A lot of participants felt that this will bring back the guys who are staying away from the Race due to Handicap speeds perceived to be incorrect. Three aircraft have also been monitored on the second day to check for irregularities.
“The worst weather in the 70 year history of the race” That is how World Airnews described what faced the contestants in day one of the race. The day (Friday, 10th) started with quite a strong westerly wind (up to 25kts) that blew in a lot of clouds. The route took competitors from Tempe – Reddersburg – Zastron – Barkley East – Bethulie – Tempe. At 10h00 the fastest aircraft took off with the rest following at 30 second intervals. Everything went well until Barkley East where severe turbulence was experienced and a number of competitors also could not get close to, or overhead Barkley East. Some aircraft even flew through a snow storm.
A large amount of radio chatter followed and some competitors called it a day and returned to Tempe. One even landed on a private strip to re-think strategy (or should it read to find out where they are – just joking Mauritz). The fact that all 45 landed safely back at Tempe despite the adverse conditions says a great deal about the responsibility of the crews and the safety of the race.
Twenty-seven aircraft completed the course by getting timed at all the points This left the organizers with only these aircraft still in the Race should the normal rules be applied. This was a first ever and something had to be done to keep the Race alive. The Jury had quite a long session with the Handicapping/Scoring committee and a penalty system (minutes per turn point missed) was introduced to keep everyone in the Race. Extra time penalties were added to aircraft that returned to Tempe without trying to move on to the next point, Bethulie. One of the pilots reported that this was indeed a scary flight and another aircraft lost its compass (got stuck) during the flight.
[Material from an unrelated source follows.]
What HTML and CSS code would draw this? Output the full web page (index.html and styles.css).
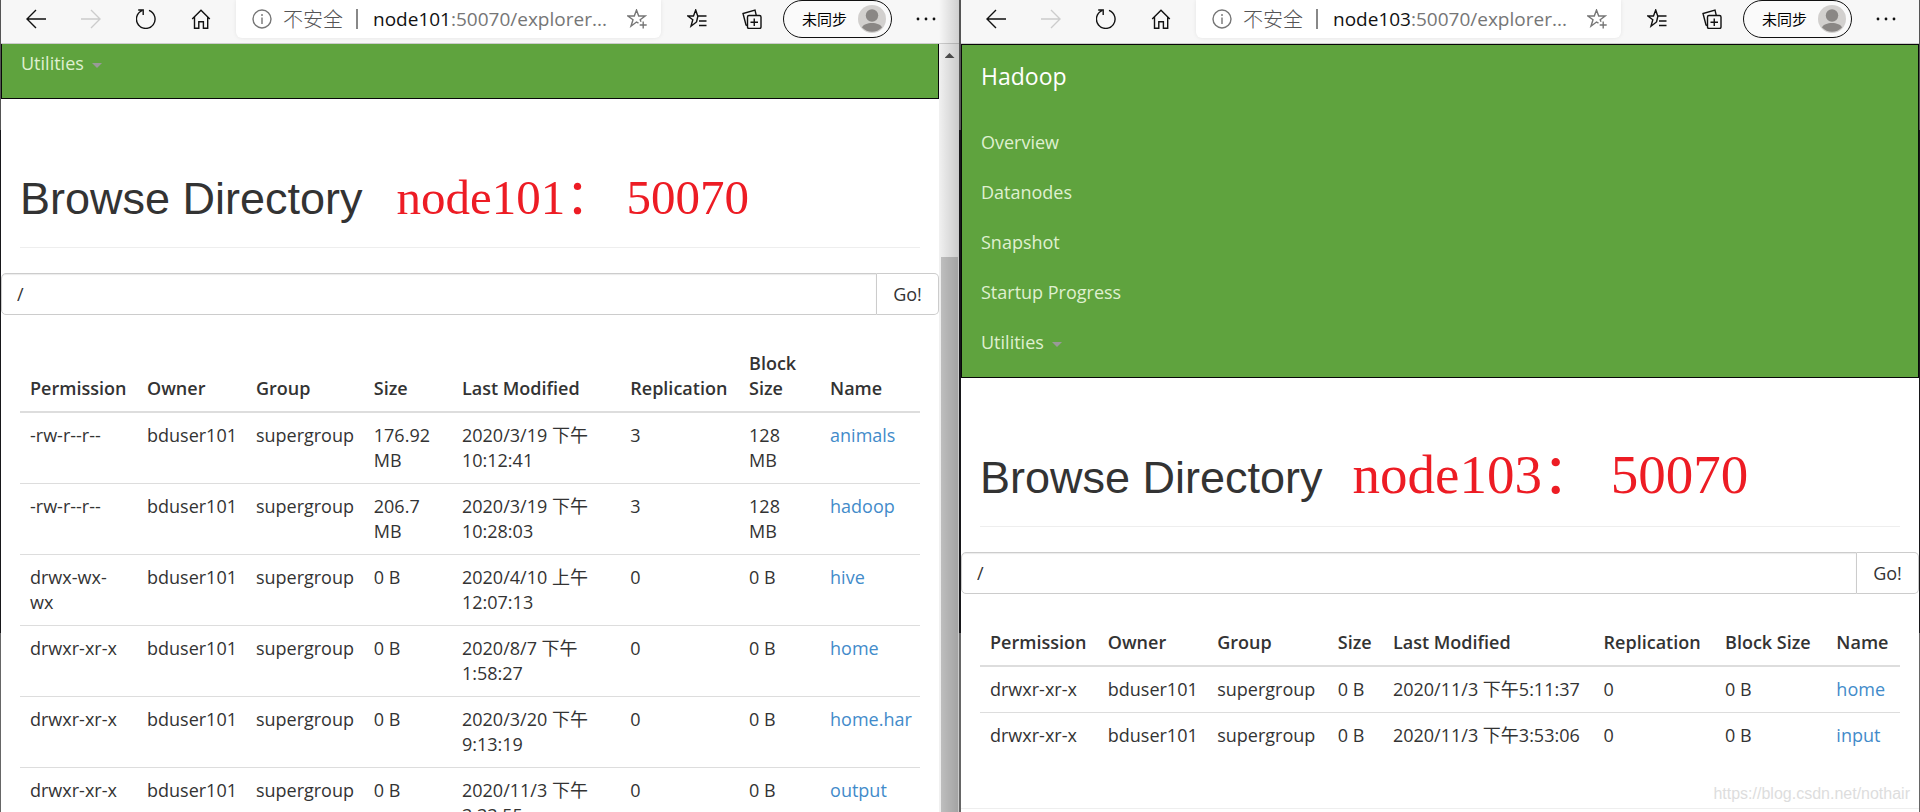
FILE: index.html
```html
<!DOCTYPE html>
<html lang="zh-CN">
<head>
<meta charset="utf-8">
<title>Browsing HDFS</title>
<link rel="stylesheet" href="styles.css">
</head>
<body>
<svg class="sprite" aria-hidden="true">
  <symbol id="back" viewBox="0 0 20 20"><path d="M20 10H1M10 1 1 10l9 9"/></symbol>
  <symbol id="forward" viewBox="0 0 20 20"><path d="M0 10h19M10 1l9 9-9 9"/></symbol>
  <symbol id="reload" viewBox="0 0 20 20"><path d="M13 1.4A9.3 9.3 0 1 1 6 1.6M2.2 1h5v5"/></symbol>
  <symbol id="home" viewBox="0 0 20 20"><path d="M1.2 10 10 1.2 18.800 10M3.500 8v11.200h4.300v-6.500h4.600v6.500h4.300V8"/></symbol>
  <symbol id="info" viewBox="0 0 20 20"><circle cx="10" cy="10" r="9"/><path d="M10 8.500V15M10 5v2"/></symbol>
  <symbol id="star-add" viewBox="0 0 20 20"><path d="M11.500 14.200 9.500 13 4 17.200l2-6.400L.8 7h6.500l2.200-6 2.200 6h6.500l-5 3.800.8 2M16.200 12.500v7M12.700 16h7"/></symbol>
  <symbol id="favorites" viewBox="0 0 20 20"><path d="M9.500 13 4 17.200l1.800-6.400L.8 7h5.700l2.200-6 2 6h8.800M9.500 13l1.300-5.500M12 12h7.500M12 16.500h7.500"/></symbol>
  <symbol id="collections" viewBox="0 0 20 20"><rect x="5.500" y="6.500" width="13.500" height="13" rx="1.500"/><path d="M12.250 9.500v7.500M8.500 13.200H16M5.500 16.500 4 16 1 4.500 13 1.200l1.200 5"/></symbol>
  <symbol id="avatar" viewBox="0 0 28 28"><circle cx="14" cy="14" r="14" fill="#d2d0ce"/><circle cx="14" cy="10.500" r="6.200" fill="#8a8785"/><path d="M4 22.500c2-6 18-6 20 0a14 14 0 0 1-20 0z" fill="#8a8785"/></symbol>
  <symbol id="dots" viewBox="0 0 20 20"><g fill="#111" stroke="none"><circle cx="2" cy="10" r="1.400"/><circle cx="10" cy="10" r="1.400"/><circle cx="18" cy="10" r="1.400"/></g></symbol>
</svg>
<main class="desktop">
  <section class="window window-back">
    <header class="toolbar">
      <button class="tool" aria-label="Back"><svg class="icon"><use href="#back"/></svg></button>
      <button class="tool tool-off" aria-label="Forward" disabled><svg class="icon"><use href="#forward"/></svg></button>
      <button class="tool" aria-label="Refresh"><svg class="icon"><use href="#reload"/></svg></button>
      <button class="tool" aria-label="Home"><svg class="icon"><use href="#home"/></svg></button>
      <div class="address">
        <svg class="icon"><use href="#info"/></svg>
        <span class="insecure">不安全</span>
        <span class="bar"></span>
        <span class="url"><b>node101</b>:50070/explorer...</span>
        <button class="tool tool-grey" aria-label="Add favorite"><svg class="icon"><use href="#star-add"/></svg></button>
      </div>
      <button class="tool" aria-label="Favorites"><svg class="icon"><use href="#favorites"/></svg></button>
      <button class="tool" aria-label="Collections"><svg class="icon"><use href="#collections"/></svg></button>
      <button class="profile">未同步<svg class="avatar"><use href="#avatar"/></svg></button>
      <button class="tool" aria-label="More"><svg class="icon"><use href="#dots"/></svg></button>
    </header>
    <div class="view">
      <div class="page">
        <nav class="navbar navbar-scrolled">
          <ul><li><a href="#">Utilities<span class="caret"></span></a></li></ul>
        </nav>
        <div class="page-header">
          <h1>Browse Directory</h1>
          <span class="note">node101： 50070</span>
        </div>
        <form class="path">
          <input type="text" value="/" aria-label="Directory">
          <button type="button">Go!</button>
        </form>
        <div class="listing">
          <table>
            <colgroup><col class="c-perm"><col class="c-owner"><col class="c-group"><col class="c-size"><col class="c-date"><col class="c-rep"><col class="c-block"><col></colgroup>
            <thead><tr><th>Permission</th><th>Owner</th><th>Group</th><th>Size</th><th>Last Modified</th><th>Replication</th><th>Block Size</th><th>Name</th></tr></thead>
            <tbody>
              <tr><td>-rw-r--r--</td><td>bduser101</td><td>supergroup</td><td>176.92 MB</td><td>2020/3/19 下午10:12:41</td><td>3</td><td>128 MB</td><td><a href="#">animals</a></td></tr>
              <tr><td>-rw-r--r--</td><td>bduser101</td><td>supergroup</td><td>206.7 MB</td><td>2020/3/19 下午10:28:03</td><td>3</td><td>128 MB</td><td><a href="#">hadoop</a></td></tr>
              <tr><td>drwx-wx-<wbr>wx</td><td>bduser101</td><td>supergroup</td><td>0 B</td><td>2020/4/10 上午12:07:13</td><td>0</td><td>0 B</td><td><a href="#">hive</a></td></tr>
              <tr><td>drwxr-xr-x</td><td>bduser101</td><td>supergroup</td><td>0 B</td><td>2020/8/7 下午<wbr>1:58:27</td><td>0</td><td>0 B</td><td><a href="#">home</a></td></tr>
              <tr><td>drwxr-xr-x</td><td>bduser101</td><td>supergroup</td><td>0 B</td><td>2020/3/20 下午9:13:19</td><td>0</td><td>0 B</td><td><a href="#">home.har</a></td></tr>
              <tr><td>drwxr-xr-x</td><td>bduser101</td><td>supergroup</td><td>0 B</td><td>2020/11/3 下午3:33:55</td><td>0</td><td>0 B</td><td><a href="#">output</a></td></tr>
            </tbody>
          </table>
        </div>
      </div>
      <div class="scrollbar"><span class="scroll-top"><span class="scroll-up"></span></span><span class="thumb"></span></div>
    </div>
  </section>

  <section class="window">
    <header class="toolbar">
      <button class="tool" aria-label="Back"><svg class="icon"><use href="#back"/></svg></button>
      <button class="tool tool-off" aria-label="Forward" disabled><svg class="icon"><use href="#forward"/></svg></button>
      <button class="tool" aria-label="Refresh"><svg class="icon"><use href="#reload"/></svg></button>
      <button class="tool" aria-label="Home"><svg class="icon"><use href="#home"/></svg></button>
      <div class="address">
        <svg class="icon"><use href="#info"/></svg>
        <span class="insecure">不安全</span>
        <span class="bar"></span>
        <span class="url"><b>node103</b>:50070/explorer...</span>
        <button class="tool tool-grey" aria-label="Add favorite"><svg class="icon"><use href="#star-add"/></svg></button>
      </div>
      <button class="tool" aria-label="Favorites"><svg class="icon"><use href="#favorites"/></svg></button>
      <button class="tool" aria-label="Collections"><svg class="icon"><use href="#collections"/></svg></button>
      <button class="profile">未同步<svg class="avatar"><use href="#avatar"/></svg></button>
      <button class="tool" aria-label="More"><svg class="icon"><use href="#dots"/></svg></button>
    </header>
    <div class="view">
      <div class="page">
        <nav class="navbar">
          <a class="brand" href="#">Hadoop</a>
          <ul>
            <li><a href="#">Overview</a></li>
            <li><a href="#">Datanodes</a></li>
            <li><a href="#">Snapshot</a></li>
            <li><a href="#">Startup Progress</a></li>
            <li><a href="#">Utilities<span class="caret"></span></a></li>
          </ul>
        </nav>
        <div class="page-header page-header-tight">
          <h1>Browse Directory</h1>
          <span class="note note-large">node103： 50070</span>
        </div>
        <form class="path">
          <input type="text" value="/" aria-label="Directory">
          <button type="button">Go!</button>
        </form>
        <div class="listing listing-wide">
          <table>
            <colgroup><col class="c-perm"><col class="c-owner"><col class="c-group"><col class="c-size"><col class="c-date"><col class="c-rep"><col class="c-block"><col></colgroup>
            <thead><tr><th>Permission</th><th>Owner</th><th>Group</th><th>Size</th><th>Last Modified</th><th>Replication</th><th>Block Size</th><th>Name</th></tr></thead>
            <tbody>
              <tr><td>drwxr-xr-x</td><td>bduser101</td><td>supergroup</td><td>0 B</td><td>2020/11/3 下午5:11:37</td><td>0</td><td>0 B</td><td><a href="#">home</a></td></tr>
              <tr><td>drwxr-xr-x</td><td>bduser101</td><td>supergroup</td><td>0 B</td><td>2020/11/3 下午3:53:06</td><td>0</td><td>0 B</td><td><a href="#">input</a></td></tr>
            </tbody>
          </table>
        </div>
        <hr>
      </div>
    </div>
    <span class="watermark">https://blog.csdn.net/nothair</span>
  </section>
</main>
</body>
</html>
```
FILE: styles.css
```css
* { box-sizing: border-box; }
body {
  margin: 0;
  font: 18px/25px "Open Sans", "Noto Sans CJK SC", sans-serif;
  color: #333;
  background: #222;
}
button, input { font: inherit; color: inherit; margin: 0; }
.sprite { display: none; }

.desktop {
  display: grid;
  grid-template-columns: 1fr 1fr;
  gap: 2px;
  height: 100vh;
  padding: 0 1px;
  background: linear-gradient(#555 0 16%, #17171a 16% 78%, #666 78%);
}
.window {
  position: relative;
  display: flex;
  flex-direction: column;
  min-width: 0;
  min-height: 0;
  overflow: hidden;
  background: #fff;
}
.window-back::after {
  content: "";
  position: absolute;
  inset: 0 0 0 auto;
  width: 20px;
  background: linear-gradient(90deg, transparent, rgba(0, 0, 0, .16));
  pointer-events: none;
}

/* browser toolbar */
.toolbar {
  display: flex;
  flex: none;
  gap: 35px;
  height: 44px;
  padding: 0 23px 0 25px;
  background: #f7f7f7;
  border-bottom: 1px solid #ccc;
}
.tool {
  display: flex;
  align-items: center;
  flex: none;
  height: 37px;
  padding: 0;
  border: 0;
  background: none;
  color: #111;
}
.tool-off { color: #ccc; }
.tool-grey { color: #767676; margin-left: auto; }
.icon {
  flex: none;
  width: 20px;
  height: 20px;
  fill: none;
  stroke: currentColor;
  stroke-width: 1.4;
}
.address {
  display: flex;
  align-items: center;
  flex: 1;
  min-width: 0;
  height: 38px;
  margin: 0 -9px 0 -10px;
  padding: 0 14px 0 16px;
  background: #fff;
  border-radius: 0 0 6px 6px;
  box-shadow: 0 0 4px rgba(0, 0, 0, .08);
  color: #767676;
  white-space: nowrap;
}
.insecure { margin-left: 11px; font-size: 20px; font-weight: 300; color: #555; }
.bar { width: 2px; height: 20px; margin: 0 15px 0 13px; background: #888; }
.url { font-size: 19px; }
.url b { font-weight: 400; color: #111; }
.profile {
  display: flex;
  align-items: center;
  justify-content: space-between;
  flex: none;
  width: 109px;
  height: 38px;
  margin: 0 -11px 0 -14px;
  padding: 0 5px 0 18px;
  border: 1px solid #111;
  border-radius: 19px;
  background: #fafafa;
  color: #000;
  font-size: 15px;
}
.avatar { width: 28px; height: 28px; }

/* page area */
.view { display: flex; flex: 1; min-height: 0; }
.page { flex: 1; min-width: 0; overflow: hidden; }
.scrollbar {
  display: flex;
  flex-direction: column;
  width: 20px;
  padding: 0 1px 0 2px;
  background: #f1f1f1;
}
.scroll-top { flex: 0 0 27.7%; display: flex; justify-content: center; padding-top: 9px; }
.scroll-up {
  width: 10px;
  height: 5px;
  background: #505050;
  clip-path: polygon(50% 0, 100% 100%, 0 100%);
}
.thumb { flex: 1; background: #c1c1c1; }

.navbar {
  padding-bottom: 10px;
  background: #5fa33e;
  border: 1px solid #080808;
}
.navbar a { color: #dff0d0; text-decoration: none; }
.navbar ul { margin: 0; padding: 0; list-style: none; }
.navbar li { line-height: 50px; padding: 0 19px; }
.navbar .brand {
  display: block;
  padding: 0 19px;
  margin-bottom: 10px;
  font-size: 23px;
  line-height: 62px;
  color: #fff;
}
.navbar-scrolled { border-top: 0; padding-bottom: 16px; }
.navbar-scrolled li { line-height: 38px; }
.caret {
  display: inline-block;
  margin-left: 8px;
  vertical-align: middle;
  border: 5px solid transparent;
  border-top-color: #999;
  border-bottom: 0;
}

.page-header {
  display: flex;
  align-items: baseline;
  gap: 34px;
  margin: 75px 19px 25px;
  padding-bottom: 23px;
  border-bottom: 1px solid #eee;
  white-space: nowrap;
}
.page-header-tight { gap: 30px; }
h1 { margin: 0; font: 45px/50px "Liberation Sans", Arial, sans-serif; }
.note {
  font: 49px/40px "Liberation Serif", "Noto Sans CJK SC", serif;
  color: #ed1c24;
}
.note-large { font-size: 55px; }

.path { display: flex; }
.path input {
  flex: 1;
  min-width: 0;
  height: 42px;
  padding: 0 15px;
  border: 1px solid #ccc;
  border-radius: 5px 0 0 5px;
  box-shadow: inset 0 1px 1px rgba(0, 0, 0, .08);
  background: #fff;
}
.path button {
  width: 62px;
  border: 1px solid #ccc;
  border-left: 0;
  border-radius: 0 5px 5px 0;
  background: #fff;
  padding: 0;
}

.listing { padding: 26px 19px 0; }
.listing-wide td { white-space: nowrap; }
table { width: 100%; table-layout: fixed; border-collapse: separate; border-spacing: 0; }
th, td { padding: 10px; text-align: left; }
th { font-weight: 600; vertical-align: bottom; border-bottom: 2px solid #ddd; }
td { vertical-align: top; }
tr + tr td { border-top: 1px solid #ddd; }
td a { color: #428bca; text-decoration: none; }
.c-perm { width: 13%; }
.c-owner { width: 12.1%; }
.c-group { width: 13.1%; }
.c-size { width: 9.8%; }
.c-date { width: 18.7%; }
.c-rep { width: 13.2%; }
.c-block { width: 9%; }
.listing-wide .c-perm { width: 12.8%; }
.listing-wide .c-owner { width: 11.9%; }
.listing-wide .c-size { width: 6%; }
.listing-wide .c-date { width: 22.9%; }
.listing-wide .c-block { width: 12.1%; }
hr { margin: 50px 0 0; border: 0; border-top: 1px solid #eee; }
.watermark {
  position: absolute;
  right: 9px;
  bottom: 6px;
  font: 16px/25px "Liberation Sans", Arial, sans-serif;
  color: #ddd;
}
```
Race day 2 (Saturday the 11th) started very cold but at least with clear blue skies and a moderate wind. The route was Tempe – Smithfield – Trompsburg – Tempe – Harmony – Bultfontein – Tempe. This time the slowest aircraft started just after 10h00 with the fastest starting last.
This proved to be a very nice flying day with all but a few crews who got lost somewhat, achieving much higher speeds – very close to their Handicaps. We had the TV there to witness the finish and Capital Sounds did their usual best to excite the local crowd. At 13h02 and 19 seconds Race 16 (ZS-CHL) with pilot Chris Briers and navigator Dries Briers, blasted through the finish point at an incredible 198 Kts to become the winners of the 2001 PTAR. Race 11 (ZS-PWC) closely followed them with Errol van Rensburg and Andre Koen in second place and Race 30 (ZS-VYI) with Harry Antel and Barry de Groot in third place.
As usual the price-giving banquet at the “Glas Paleis” was a grand finale to the Race with a lot of silverware changing hands. The feedback that we got from participants and sponsors alike was that under the circumstances (the weather on Friday) they thought it was an Air Race well run and enjoyed by most. Here I have to say that one crew, unhappy with the way the penalties for day one were applied, approached me after the price giving, with their problem. Although they have my sympathy I can only say – please follow the rules and your complaints will also be handled according to the rules. On behalf of SAPFA I would like to thank all our sponsors – Imperial Aviation, Coca-Cola, WCT, Ferreira Aviation, ATNS, Capital Sounds. I also would like to thank Johann van Gruting Race organizer), Bloemfontein Flying Club, the SAAF, Midwest Aviation, ATNS, the Handicapping & Scoring committee, the jury, all the marshals, Oom Doep and Oom Doors, and everyone else who helped to make this Race the success it has been. Without you it could not have been done.
To the competitors – thank you for your incredible sportsmanship and friendliness, and for spending the time and money to participate. Let us take up Marius Venter’s (Imperial Aviation) offer to give everyone who brings another entry next year, R200 back on his or her entry fees. Let us make PTAR 2002 another race to remember.